In 1968, the Detroit Tigers ran away and hid in the American League, and the Red Sox had to struggle just to finish in fourth place. The thrill was definitely gone, and for the next three years, they just didn’t seem to matter that much to me.
This was also around the time the Celtics were finishing up their magnificent run of NBA championships, and it was also just when the Bruins – bottom feeders in the National Hockey League for almost a decade – were making their move toward becoming, to this day, the most charismatic team in Boston history.
But on the whole, other things were just more important. What sports I followed, I followed with my left hand as I developed more of an interest in music and politics. I knew early in life that I wanted to write, but I had visions of being the next Mike Royko.
This was my mindset when I declared journalism as my major at Northeastern University in Boston in 1971.
Northeastern was a pioneer in cooperative education, a work-study program where you go to school for a semester and work the next one. At the end of my freshman year, I got an interview in the sports department of the Boston Globe for a co-op job that would have involved, basically, taking high school scores over the phone at night. Ernie Roberts, the late sports editor, gave me some kind of a typing test, and I did not pass it to his satisfaction. Ernie, by the way, used to write a Saturday morning potpourri-type column that he began by reciting his breakfast.
I remember one of Ernie’s columns not for anything useful, but because he was writing about a linebacker at Dartmouth College, and said, “He has the one thing EVERY linebacker must have …”
I thought he was going to say “a desire to knock the SNOT out of every ball carrier/quarterback/blocker he saw,” which stands to reason. That’s what linebackers do.
But he didn’t. This big buildup led to the following: “he has GREAT lateral pursuit.”
What? To me, that’s like my buddy telling me my blind date has “a great personality.” It’s like, “yeah, but …”
Anyway, Ernie Roberts told me he couldn’t hire me because I couldn’t type. So I went back to the Co-op office at Northeastern with my tail between my legs. The poor woman (Sheila Killhoury … again, there’s that memory!) hooked me up with United Press International, which needed a copy boy.
Great, I thought. At least at the Globe I’d be writing SOMETHING. I’d be the gopher at UPI. But it was money, and UPI was – at the time – a prestigious news organization.
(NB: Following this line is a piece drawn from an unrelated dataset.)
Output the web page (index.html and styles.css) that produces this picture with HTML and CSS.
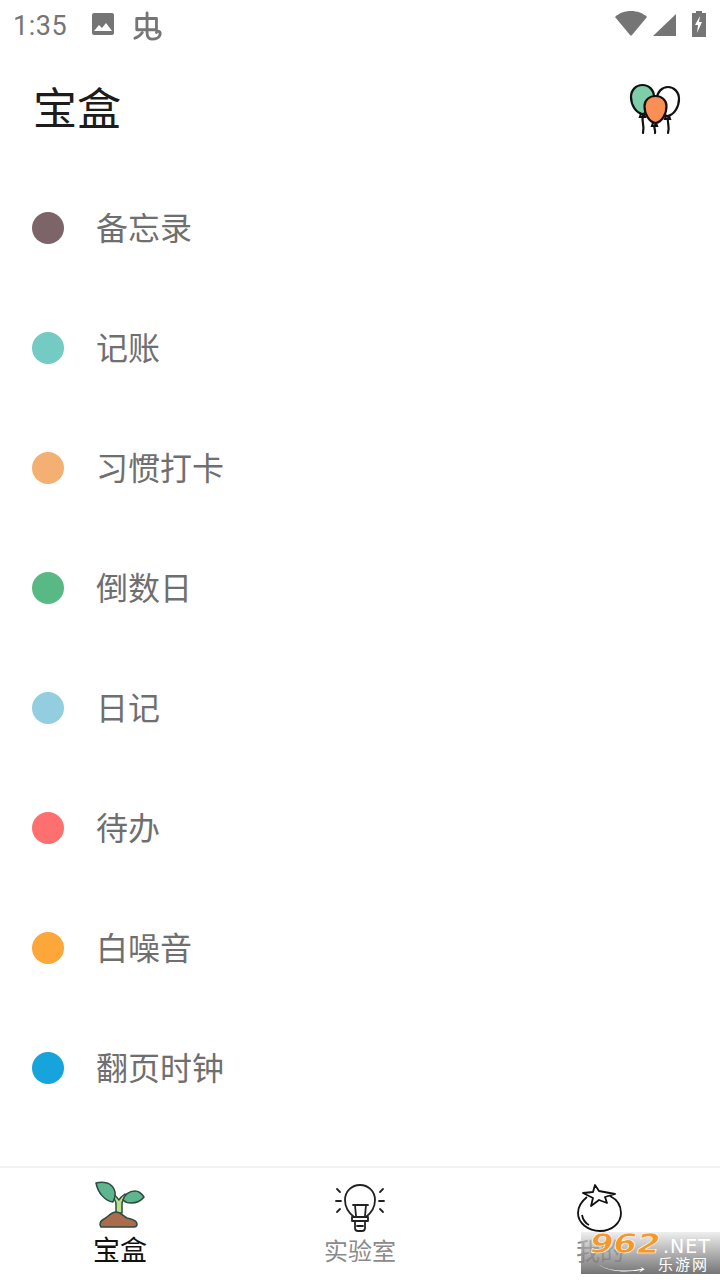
FILE: index.html
```html
<!DOCTYPE html>
<html lang="zh-CN">
<head>
    <meta charset="UTF-8">
    <meta name="viewport" content="width=device-width, initial-scale=1.0">
    <title>宝盒</title>
    <link rel="stylesheet" href="styles.css">
</head>
<body>

<div class="page">
    <!-- Status bar -->
    <div class="status-bar">
        <div class="status-left">
            <span class="status-time">1:35</span>
            <svg class="status-image" width="24" height="24" viewBox="0 0 24 24"><rect x="1" y="1" width="22" height="22" rx="2" fill="#757575"/><path d="M3 19l5-6 3 3 4-5 6 8z" fill="#fff"/></svg>
            <svg class="status-bug" width="30" height="32" viewBox="0 0 32 32" fill="none" stroke="#757575" stroke-width="3" stroke-linecap="round" stroke-linejoin="round"><path d="M4 8h21v12H4z"/><path d="M15 2v21c0 4 1 7 5 7 5 0 9-2 9-6 0-3-4-3-4-1"/><path d="M2 29c3-1 6-3 8-6"/></svg>
        </div>
        <div class="status-right">
            <svg class="status-wifi" width="32" height="26" viewBox="0 0 32 26"><path d="M0 6C4 2 10 0 16 0s12 2 16 6L17 24a1.4 1.4 0 0 1-2 0z" fill="#757575"/></svg>
            <svg class="status-signal" width="23" height="22" viewBox="0 0 23 22"><path d="M23 0v22H0z" fill="#757575"/></svg>
            <svg width="14" height="26" viewBox="0 0 14 26"><path d="M4 0h6v2h4v24H0V2h4z" fill="#757575"/><path d="M8 5L3 14h3l-1 8 5-11H7z" fill="#fff"/></svg>
        </div>
    </div>

    <header class="app-header">
        <h1>宝盒</h1>
        <svg class="balloons" width="52" height="52" viewBox="0 0 52 52" fill="none" stroke="#111" stroke-width="2.2" stroke-linecap="round">
            <path d="M39 35c-1 5 2 8 0 15M37 33l-1 3h5l-1-3"/>
            <path d="M38.500 33C32 32 28 24 28 16c0-7 5-12 11-12s11 5 11 12c0 8-5 16-11.500 17z" fill="#fff"/>
            <path d="M14 33c-2 5 2 9 0 17M12 31l-1 3h5l-1-3"/>
            <path d="M13.500 31C7 30 2 22 2 14 2 7 7 2 13.500 2S25 7 25 14c0 8-5 16-11.500 17z" fill="#7dcfac"/>
            <path d="M26 42c-2 3 1 5 0 8M24 40l-1 3h5l-1-3"/>
            <path d="M26.500 40C20 39 15.500 31 15.500 23c0-6 5-10 11-10s11 4 11 10c0 8-4.500 16-11 17z" fill="#fa8f55"/>
        </svg>
    </header>

    <ul class="tool-list">
        <li class="tool-item"><span class="dot dot-memo"></span><span class="tool-name">备忘录</span></li>
        <li class="tool-item"><span class="dot dot-account"></span><span class="tool-name">记账</span></li>
        <li class="tool-item"><span class="dot dot-habit"></span><span class="tool-name">习惯打卡</span></li>
        <li class="tool-item"><span class="dot dot-countdown"></span><span class="tool-name">倒数日</span></li>
        <li class="tool-item"><span class="dot dot-diary"></span><span class="tool-name">日记</span></li>
        <li class="tool-item"><span class="dot dot-todo"></span><span class="tool-name">待办</span></li>
        <li class="tool-item"><span class="dot dot-noise"></span><span class="tool-name">白噪音</span></li>
        <li class="tool-item"><span class="dot dot-clock"></span><span class="tool-name">翻页时钟</span></li>
    </ul>

    <nav class="tab-bar">
        <div class="tab tab-active">
            <svg width="50" height="50" viewBox="0 0 50 50" stroke="#2f4a40" stroke-width="1.5" stroke-linejoin="round">
                <path d="M21 33V24c0-3-3-7-7-10l2-2c3 2 6 5 8 8 1-2 3-4 6-6l2 2c-3 2-5 5-5 8v9z" fill="#b9e08a"/>
                <path d="M18 22C10 21 3 13 1 3c8-2 15 0 18 6 2 4 1 9-1 13z" fill="#5eb68e"/>
                <path d="M28 20c1-5 6-9 12-9 4 0 7 3 9 6-3 4-8 6-13 6-3 0-6-1-8-3z" fill="#5eb68e"/>
                <path d="M6 47c-2-3-1-6 3-8 4-2 7-7 12-7 5 0 7 4 11 6 5 1 10 3 10 6 0 2-1 3-3 3z" fill="#ab6b4d"/>
            </svg>
            <span class="tab-label">宝盒</span>
        </div>
        <div class="tab">
            <svg class="tab-icon-low" width="50" height="48" viewBox="0 0 50 48" fill="none" stroke="#222" stroke-width="1.8" stroke-linecap="round" stroke-linejoin="round">
                <path d="M19 33c-5-4-9-10-9-17C10 7 17 1 25 1s15 6 15 15c0 7-4 13-9 17"/>
                <path d="M18 21h15M20 21l1 11M31 21l-1 11"/>
                <path d="M17 33h16v4H17zM20 37v7c0 2 1 3 3 3h4c2 0 3-1 3-3v-7M22 42h6"/>
                <path d="M2 5l3 3M1 17h5M2 28l3-3M48 5l-3 3M49 17h-5M48 28l-3-3"/>
            </svg>
            <span class="tab-label">实验室</span>
        </div>
        <div class="tab">
            <svg class="tab-icon-low" width="46" height="50" viewBox="0 0 46 50" fill="none" stroke="#111" stroke-width="1.8" stroke-linejoin="round">
                <path d="M10 13C5 17 1 22 1 29c0 10 10 18 22 18s21-8 21-18c0-8-5-14-11-17"/>
                <path d="M18 1l4 6 16 3-10 3 2 6-8-3-8 6 2-8-10-5 10-1z" fill="#fff"/>
                <path d="M5 31c1 5 3 8 7 10"/>
            </svg>
            <span class="tab-label tab-label-me">我的</span>
        </div>
    </nav>

    <!-- Site watermark over the corner -->
    <div class="watermark">
        <div class="wm-top"><span class="wm-num">962</span><span class="wm-net">.NET</span></div>
        <div class="wm-cn">乐游网</div>
        <svg class="wm-swoosh" width="68" height="10" viewBox="0 0 76 16"><path d="M2 2c16 12 46 12 70 7l-3-3 7 4-9 5 3-4C46 16 16 14 2 2z" fill="#fff"/></svg>
    </div>
</div>

</body>
</html>
```

FILE: styles.css
```css
/* Body styling */
body {
    margin: 0;
    font-family: Roboto, "Noto Sans CJK SC", sans-serif;
    background: #ffffff;
}

.page {
    position: relative;
    width: 720px;
    height: 1280px;
    display: flex;
    flex-direction: column;
    overflow: hidden;
}

/* Status bar */
.status-bar {
    height: 48px;
    flex: none;
    display: flex;
    justify-content: space-between;
    align-items: center;
    padding: 0 14px 0 13px;
    box-sizing: border-box;
}

.status-left {
    display: flex;
    align-items: center;
}

.status-time {
    font-size: 27px;
    color: #757575;
    letter-spacing: 0.5px;
    margin-top: 3px;
}

.status-image {
    margin-left: 24px;
}

.status-bug {
    margin-left: 18px;
    margin-top: 4px;
}

.status-right {
    display: flex;
    align-items: center;
}

.status-wifi {
    margin-right: 6px;
    margin-top: -1px;
}

.status-signal {
    margin-right: 16px;
    margin-top: 2px;
}

/* Header */
.app-header {
    height: 120px;
    flex: none;
    display: flex;
    justify-content: space-between;
    align-items: center;
    padding: 0 39px 0 33px;
}

.app-header h1 {
    margin: 0 0 4px;
    font-size: 44px;
    font-weight: 400;
    color: #1c1c1c;
}

.balloons {
    margin-top: 2px;
}

/* Tool list */
.tool-list {
    list-style: none;
    margin: 0;
    padding: 0;
    flex: 1;
}

.tool-item {
    height: 120px;
    display: flex;
    align-items: center;
    padding-left: 32px;
    font-size: 32px;
    color: #6f6f6f;
}

.tool-name {
    margin-bottom: 4px;
}

.dot {
    width: 32px;
    height: 32px;
    border-radius: 50%;
    margin-right: 32px;
}

.dot-memo { background: #7d6468; }
.dot-account { background: #73cbc3; }
.dot-habit { background: #f4af73; }
.dot-countdown { background: #59b985; }
.dot-diary { background: #92cde0; }
.dot-todo { background: #fe7070; }
.dot-noise { background: #fda63a; }
.dot-clock { background: #17a3dc; }

/* Bottom tabs */
.tab-bar {
    height: 114px;
    flex: none;
    display: flex;
    border-top: 2px solid #f3f3f3;
    box-sizing: border-box;
    padding-top: 12px;
}

.tab {
    flex: 1;
    display: flex;
    flex-direction: column;
    align-items: center;
    height: 86px;
}

.tab svg {
    flex: none;
}

.tab-icon-low {
    margin-top: 4px;
}

.tab-label {
    font-size: 24px;
    line-height: 30px;
    color: #8a8a8a;
    margin-top: 5px;
}

.tab-label-me {
    margin-top: 3px;
}

.tab-active .tab-label {
    font-size: 27px;
    color: #111111;
    margin-top: 6px;
}

/* Watermark */
.watermark {
    position: absolute;
    right: 0;
    bottom: 6px;
    width: 139px;
    height: 42px;
    background: linear-gradient(180deg, rgba(225, 225, 225, 0.55), rgba(105, 105, 105, 0.92));
    font-family: "DejaVu Sans", "Noto Sans CJK SC", sans-serif;
    color: #ffffff;
}

.wm-top {
    display: flex;
    align-items: baseline;
    padding-left: 9px;
    height: 24px;
    line-height: 24px;
}

.wm-num {
    display: inline-block;
    width: 73px;
    font-size: 27px;
    font-weight: 700;
    font-style: italic;
    color: #f5972a;
    -webkit-text-stroke: 0.6px #ffffff;
    transform: scaleX(1.25);
    transform-origin: left;
}

.wm-net {
    font-size: 19px;
    letter-spacing: 1px;
}

.wm-cn {
    font-size: 15px;
    line-height: 18px;
    padding-left: 77px;
    letter-spacing: 2px;
}

.wm-swoosh {
    position: absolute;
    left: 6px;
    bottom: 1px;
}
```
I went to UPI, where a gangly old man with severe – and I DO mean severe – scoliosis greeted me. His name was Stanton “but don’t call me that; call me Stan” Berens.
What a scary, scary sight Stan Berens was. He was well over six feet, but couldn’t have weighed more than 150 pounds soaking wet. He was all skin and bones. And gruff? He was as subtle as sandpaper. The summer I started working there, I went to lunch with a friend (female), who met me at the office.
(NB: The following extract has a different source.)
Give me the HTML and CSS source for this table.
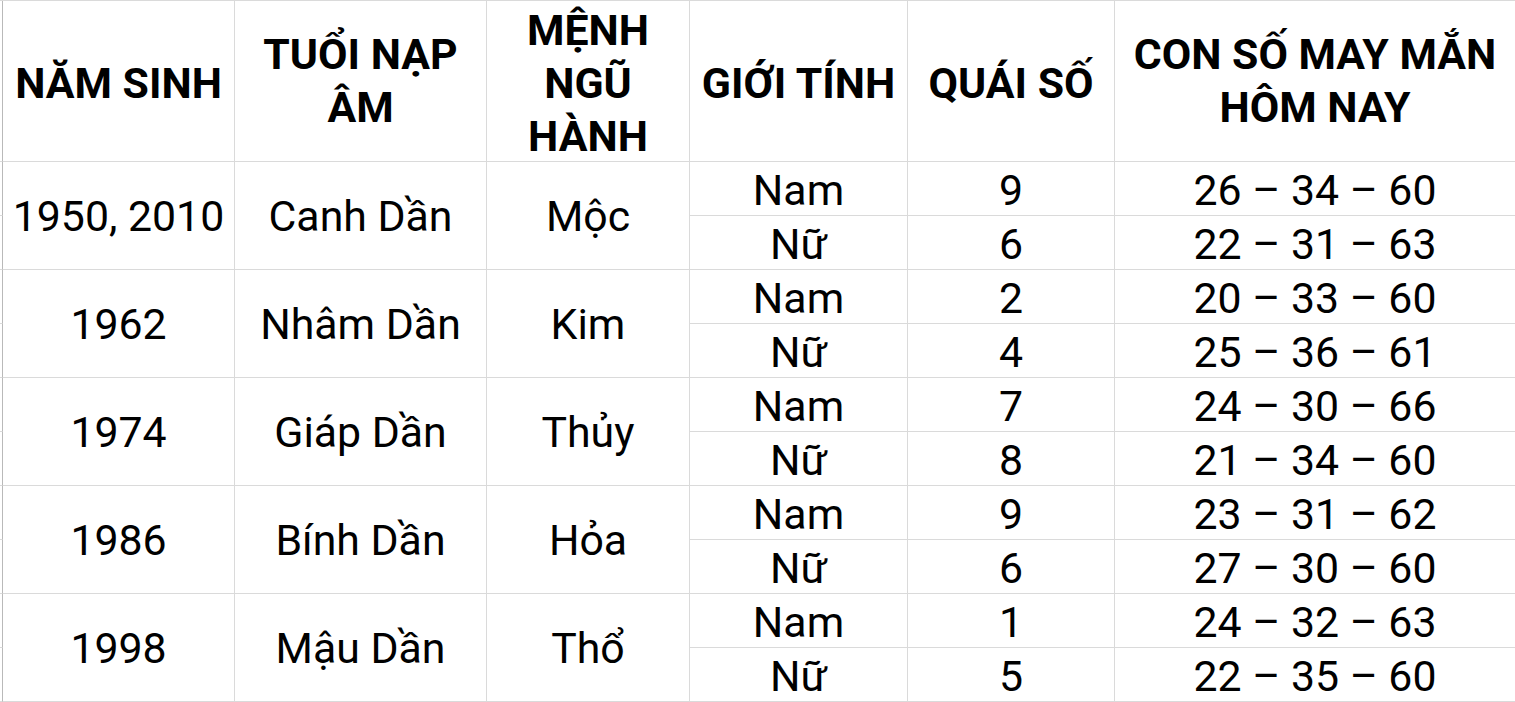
FILE: index.html
```html
<!DOCTYPE html>
<html lang="vi">
<head>
<meta charset="utf-8">
<title>Con số may mắn</title>
<link rel="stylesheet" href="styles.css">
</head>
<body>
<div class="sheet">
  <div class="stub"></div>
  <div class="cell head">NĂM SINH</div>
  <div class="cell head two">TUỔI NẠP<br>ÂM</div>
  <div class="cell head">MỆNH<br>NGŨ<br>HÀNH</div>
  <div class="cell head">GIỚI TÍNH</div>
  <div class="cell head">QUÁI SỐ</div>
  <div class="cell head two">CON SỐ MAY MẮN<br>HÔM NAY</div>

  <div class="stub"></div>
  <div class="cell merged">1950, 2010</div>
  <div class="cell merged">Canh Dần</div>
  <div class="cell merged">Mộc</div>
  <div class="cell">Nam</div>
  <div class="cell">9</div>
  <div class="cell">26 – 34 – 60</div>
  <div class="stub"></div>
  <div class="cell">Nữ</div>
  <div class="cell">6</div>
  <div class="cell">22 – 31 – 63</div>

  <div class="stub"></div>
  <div class="cell merged">1962</div>
  <div class="cell merged">Nhâm Dần</div>
  <div class="cell merged">Kim</div>
  <div class="cell">Nam</div>
  <div class="cell">2</div>
  <div class="cell">20 – 33 – 60</div>
  <div class="stub"></div>
  <div class="cell">Nữ</div>
  <div class="cell">4</div>
  <div class="cell">25 – 36 – 61</div>

  <div class="stub"></div>
  <div class="cell merged">1974</div>
  <div class="cell merged">Giáp Dần</div>
  <div class="cell merged">Thủy</div>
  <div class="cell">Nam</div>
  <div class="cell">7</div>
  <div class="cell">24 – 30 – 66</div>
  <div class="stub"></div>
  <div class="cell">Nữ</div>
  <div class="cell">8</div>
  <div class="cell">21 – 34 – 60</div>

  <div class="stub"></div>
  <div class="cell merged">1986</div>
  <div class="cell merged">Bính Dần</div>
  <div class="cell merged">Hỏa</div>
  <div class="cell">Nam</div>
  <div class="cell">9</div>
  <div class="cell">23 – 31 – 62</div>
  <div class="stub"></div>
  <div class="cell">Nữ</div>
  <div class="cell">6</div>
  <div class="cell">27 – 30 – 60</div>

  <div class="stub"></div>
  <div class="cell merged">1998</div>
  <div class="cell merged">Mậu Dần</div>
  <div class="cell merged">Thổ</div>
  <div class="cell">Nam</div>
  <div class="cell">1</div>
  <div class="cell">24 – 32 – 63</div>
  <div class="stub"></div>
  <div class="cell">Nữ</div>
  <div class="cell">5</div>
  <div class="cell">22 – 35 – 60</div>
</div>
</body>
</html>
```

FILE: styles.css
```css
html, body {
  margin: 0;
  padding: 0;
  background: #ffffff;
  overflow: hidden;
}

.sheet {
  display: grid;
  grid-template-columns: 3px 232px 252px 203px 218px 207px 401px;
  grid-template-rows: 161px repeat(10, 54px);
  border-top: 1px solid #dadada;
  width: 1516px;
  font-family: Roboto, "Noto Sans", "Liberation Sans", sans-serif;
  font-size: 42.8px;
  color: #000000;
}

.stub {
  box-sizing: border-box;
  border-right: 1px solid #b9b9b9;
  border-bottom: 1px solid #dadada;
}

.cell {
  box-sizing: border-box;
  display: flex;
  align-items: center;
  justify-content: center;
  text-align: center;
  border-right: 1px solid #dadada;
  border-bottom: 1px solid #dadada;
  padding-top: 2px;
  white-space: nowrap;
}

.head {
  font-weight: 700;
  line-height: 53px;
  padding-top: 4px;
}

.head.two {
  padding-top: 0;
}

.merged {
  grid-row: span 2;
  padding-top: 0;
}
```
When I came back, just about everyone wanted to know who my girlfriend was (she wasn’t). But only Stan Berens could cut to the chase.
“Does she FUCK?” he wanted to know.
I had a terrifying 15-minute interview with this man, and left the office, which was on Boston’s Beacon Hill, wondering whether I could EVER work for such a guy. He scared the SHIT out of me.
But he hired me. In the beginning, I got coffee, donuts and lunch, opened mail and filed reams and reams of copy
I remember the sandwich shop around the corner from the office was called the “S&M Deli,” which seemed like a rather ODD name to me (one of my colleagues at UPI, a guy by the name of Bill Frederick, used to call it the “whip and chain”). It was named for the two brothers who ran it: Sumner and Milton.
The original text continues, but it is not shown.